Let's look at the results. Bryant has played in 41 NFL games for the Bucs, Giants, Dolphins and Colts (will get to all that traveling in a minute) and attempted 66 field goals. He has made 54 of those tries, for a success rate of 81.8%. That puts him over the golden rate all NFL teams are hoping to achieve in the modern NFL: 80%. In other words, Bryant is an upper-echelon performer in the most advanced stage for his specific talent, and he has been ever since he got into the league.

No wonder he's confident.

When the Buccaneers, a team with an almost complete void at the kicker position after 2004, signed Bryant in early March they got a man who had made exactly 80% of his NFL field goal tries. So far, he has been even better than that in pewter and red, connecting on 14 of 16 tries for a success rate of 87.5%.

His teammates, who suffered alongside former kicker Martin Gramatica during Gramatica's two-year struggle, have loved it. Cornerback Ronde Barber already had a scouting report on Bryant from his twin brother, Giants running back Tiki Barber, and he's found every word to be true.

"He's awesome," said Barber. "There's no doubt that we've missed that kind of consistency in the kicking game the past couple years, and he's brought it back. Minus some injuries, over the past two years he's probably one of the best kickers in the league. Tiki [Barber] raves about him when he was in New York before he got hurt. I think we're seeing him at his best right now."

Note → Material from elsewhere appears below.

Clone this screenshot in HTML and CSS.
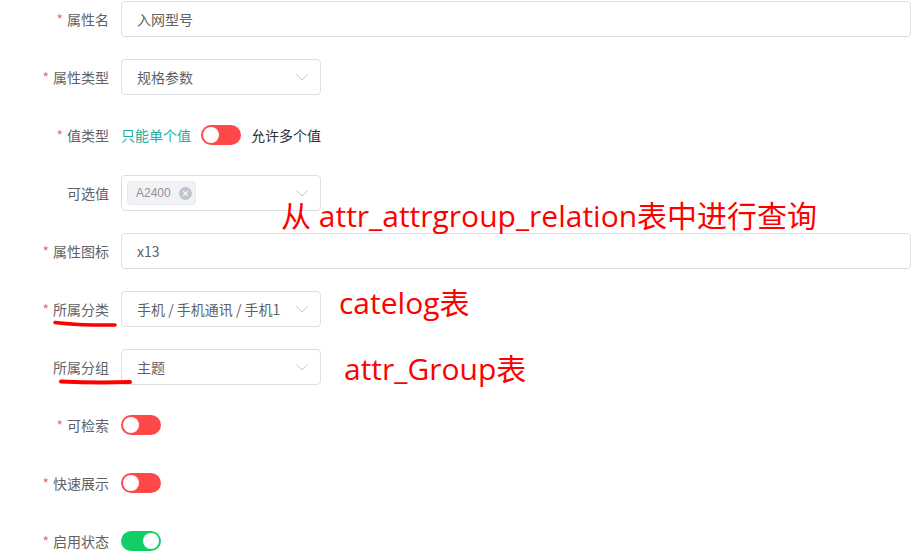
FILE: index.html
```html
<!DOCTYPE html>
<html lang="zh-CN">
<head>
<meta charset="utf-8">
<title>属性编辑</title>
<link rel="stylesheet" href="styles.css">
</head>
<body>
<div class="page">
  <form class="form">
    <div class="item">
      <label class="label"><span class="req">*</span>属性名</label>
      <div class="control"><div class="input">入网型号</div></div>
    </div>
    <div class="item">
      <label class="label"><span class="req">*</span>属性类型</label>
      <div class="control"><div class="input select">规格参数<svg class="arrow" viewBox="0 0 12 7" width="12" height="7"><path d="M0.5 0.5 L6 6 L11.5 0.5" fill="none" stroke="#c0c4cc" stroke-width="1"/></svg></div></div>
    </div>
    <div class="item">
      <label class="label"><span class="req">*</span>值类型</label>
      <div class="control row">
        <span class="sw-text active">只能单个值</span>
        <span class="switch off"><span class="knob"></span></span>
        <span class="sw-text">允许多个值</span>
      </div>
    </div>
    <div class="item">
      <label class="label">可选值</label>
      <div class="control"><div class="input select multi"><span class="tag">A2400<span class="tag-close"><svg viewBox="0 0 10 10" width="7" height="7"><path d="M1.5 1.5 L8.5 8.5 M8.5 1.5 L1.5 8.5" stroke="#fff" stroke-width="1.6" fill="none"/></svg></span></span><svg class="arrow" viewBox="0 0 12 7" width="12" height="7"><path d="M0.5 0.5 L6 6 L11.5 0.5" fill="none" stroke="#c0c4cc" stroke-width="1"/></svg></div></div>
    </div>
    <div class="item">
      <label class="label"><span class="req">*</span>属性图标</label>
      <div class="control"><div class="input">x13</div></div>
    </div>
    <div class="item">
      <label class="label"><span class="req">*</span>所属分类</label>
      <div class="control"><div class="input select">手机 / 手机通讯 / 手机1<svg class="arrow" viewBox="0 0 12 7" width="12" height="7"><path d="M0.5 0.5 L6 6 L11.5 0.5" fill="none" stroke="#c0c4cc" stroke-width="1"/></svg></div></div>
    </div>
    <div class="item">
      <label class="label">所属分组</label>
      <div class="control"><div class="input select">主题<svg class="arrow" viewBox="0 0 12 7" width="12" height="7"><path d="M0.5 0.5 L6 6 L11.5 0.5" fill="none" stroke="#c0c4cc" stroke-width="1"/></svg></div></div>
    </div>
    <div class="item">
      <label class="label"><span class="req">*</span>可检索</label>
      <div class="control row"><span class="switch off"><span class="knob"></span></span></div>
    </div>
    <div class="item">
      <label class="label"><span class="req">*</span>快速展示</label>
      <div class="control row"><span class="switch off"><span class="knob"></span></span></div>
    </div>
    <div class="item">
      <label class="label"><span class="req">*</span>启用状态</label>
      <div class="control row"><span class="switch on"><span class="knob"></span></span></div>
    </div>
  </form>

  <div class="note note-1">从 attr_attrgroup_relation表中进行查询</div>
  <div class="note note-2">catelog表</div>
  <div class="note note-3">attr_Group表</div>

  <svg class="marks" width="913" height="559" viewBox="0 0 913 559">
    <path d="M55 322.5 Q80 325.5 115 325" fill="none" stroke="#ff0000" stroke-width="3.5" stroke-linecap="round"/>
    <path d="M61 381.5 Q95 383 130 382" fill="none" stroke="#ff0000" stroke-width="4" stroke-linecap="round"/>
  </svg>
</div>
</body>
</html>
```

FILE: styles.css
```css
html, body {
  margin: 0;
  padding: 0;
  background: #fff;
}

.page {
  position: relative;
  width: 913px;
  height: 559px;
  overflow: hidden;
  font-family: "Noto Sans CJK SC", "Liberation Sans", sans-serif;
}

.form {
  width: 911px;
  padding-top: 1px;
  display: flex;
  flex-direction: column;
  gap: 22px;
}

.item {
  display: flex;
  align-items: center;
  height: 36px;
}

.label {
  width: 121px;
  box-sizing: border-box;
  padding-right: 12px;
  text-align: right;
  font-size: 14px;
  color: #606266;
  line-height: 36px;
}

.req {
  color: #f56c6c;
  margin-right: 4px;
}

.control {
  flex: 1;
  height: 36px;
}

.control.row {
  display: flex;
  align-items: center;
}

.input {
  box-sizing: border-box;
  height: 36px;
  border: 1px solid #dcdfe6;
  border-radius: 4px;
  padding: 0 15px;
  font-size: 14px;
  color: #606266;
  display: flex;
  align-items: center;
  background: #fff;
}

.input.select {
  width: 200px;
  position: relative;
}

.input.multi {
  padding-left: 5px;
}

.arrow {
  position: absolute;
  right: 12px;
  top: 14px;
}

.tag {
  display: inline-flex;
  align-items: center;
  box-sizing: border-box;
  height: 24px;
  padding: 0 3px 0 8px;
  background: #f0f2f5;
  border: 1px solid #e9e9eb;
  border-radius: 4px;
  font-size: 12px;
  color: #909399;
  font-family: "Liberation Sans", sans-serif;
}

.tag-close {
  display: inline-flex;
  align-items: center;
  justify-content: center;
  width: 13px;
  height: 13px;
  margin-left: 8px;
  border-radius: 50%;
  background: #c0c4cc;
}

.switch {
  position: relative;
  display: inline-block;
  width: 40px;
  height: 20px;
  border-radius: 10px;
}

.switch.off { background: #ff4949; }
.switch.on { background: #13ce66; }

.knob {
  position: absolute;
  top: 2px;
  width: 16px;
  height: 16px;
  border-radius: 50%;
  background: #fff;
}

.switch.off .knob { left: 2px; }
.switch.on .knob { right: 2px; }

.sw-text {
  font-size: 14px;
  color: #303133;
}

.sw-text.active {
  color: #1ab09e;
  margin-right: 10px;
}

.switch + .sw-text {
  margin-left: 10px;
}

.note {
  position: absolute;
  color: #ff0000;
  font-size: 30px;
  line-height: 1;
  white-space: nowrap;
  font-family: "Open Sans", "Noto Sans CJK SC", sans-serif;
}

.note-1 { left: 281px; top: 201px; }
.note-2 { left: 339px; top: 288px; }
.note-3 { left: 344px; top: 354px; }

.marks {
  position: absolute;
  left: 0;
  top: 0;
  pointer-events: none;
}
```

The Giants gave Bryant his first NFL job in 2002, though that was hardly the beginning of the 30-year-old kicker's quest to make a living out of his right leg. He starred in junior college for two years in order to get a shot at Baylor, then made 21 field goals and 42 extra points in two years for the Bears. He spent a year plying his trade in the Arena League with the aptly named Iowa Barnstormers, but was through with that leg of his career by April of 2000.

Before signing with the Giants almost two years later, Bryant spent time working in a pawn shop back in Orange, Texas and mulling plans to become an FBI agent. New York gave him a shot and sent him over to Europe for the NFLEL, but he got hurt and didn't get to show his stuff.

Nevertheless, Bryant won the job out of camp and held it for the entire season, making 26 of 32 attempts. He missed five games in '03 with a hamstring injury, however, then lost his job with the Giants the next summer when New York brought in veteran Steve Christie. That turned Bryant into the NFL's resident fill-in, the man teams called when their own kicker was out with an injury. He ended up playing in four combined games with the Dolphins and the Colts and reliably making three of four field goals and all 12 extra points he tried.

The Bucs, meanwhile, were scuffling through Gramatica's second straight tough season. The once automatic kicker eventually lost his job in November and the Bucs finished out the year with former Arena Leaguer Jay Taylor. Taylor handled the job nicely, but the team was still on the lookout over the winter. That led to the signings of Bryant and Todd France, who had previously battled with Bryant for the job in New York.

Bryant had more NFL experience but France was an obvious talent, and he went on to break most of the NFLEL's kicking records over the spring. Both kickers went into Bucs camp with reason to be confident.

France was hot from day one in Orlando; Bryant was not. He struggled a bit early on before really finding his groove. By the end of the preseason, the Bucs knew they had the dead-on kicker they thought they had signed in Bryant. He was never concerned.

"I wanted to win this job," he said, though he also understood that he was auditioning for every team in the league. "There were a few practices where I didn't have a good day at work. But you can't let that discourage you. You go out there on game day and keep doing your job because you never know what can happen throughout the league. Ideally, I wanted to be here and I got the job. I'm still here and doing what I knew I could do."

The Bucs' in-game strategy has changed because of Bryant's accuracy, and so have the results. Field goal kicking isn't the only difference between Tampa Bay's 5-11 mark last year and this season's 7-3 start, but neither is it insignificant. Head Coach Jon Gruden gave Bryant a good portion of the credit for a one-point win in Green Bay, a four-point victory over Detroit and last Sunday's comeback in Atlanta. The team feels confident that, if a big kick is needed down the stretch in the playoff hunt, Bryant will be as dependable as ever.

Now that he's won the Bucs' job, however, Bryant is thinking more in terms of what is best for the team. And touchdowns are better than field goals.

"Whenever I see [Quarterbacks] Coach [Paul] Hackett in the hallway he asks me if I'm ready today and I tell him that I'm ready to kick extra points," said Bryant. "I would love to kick as many extra points as I can, but if it comes down to a field goal for six games than I'll do it for six games. Whatever I have to do."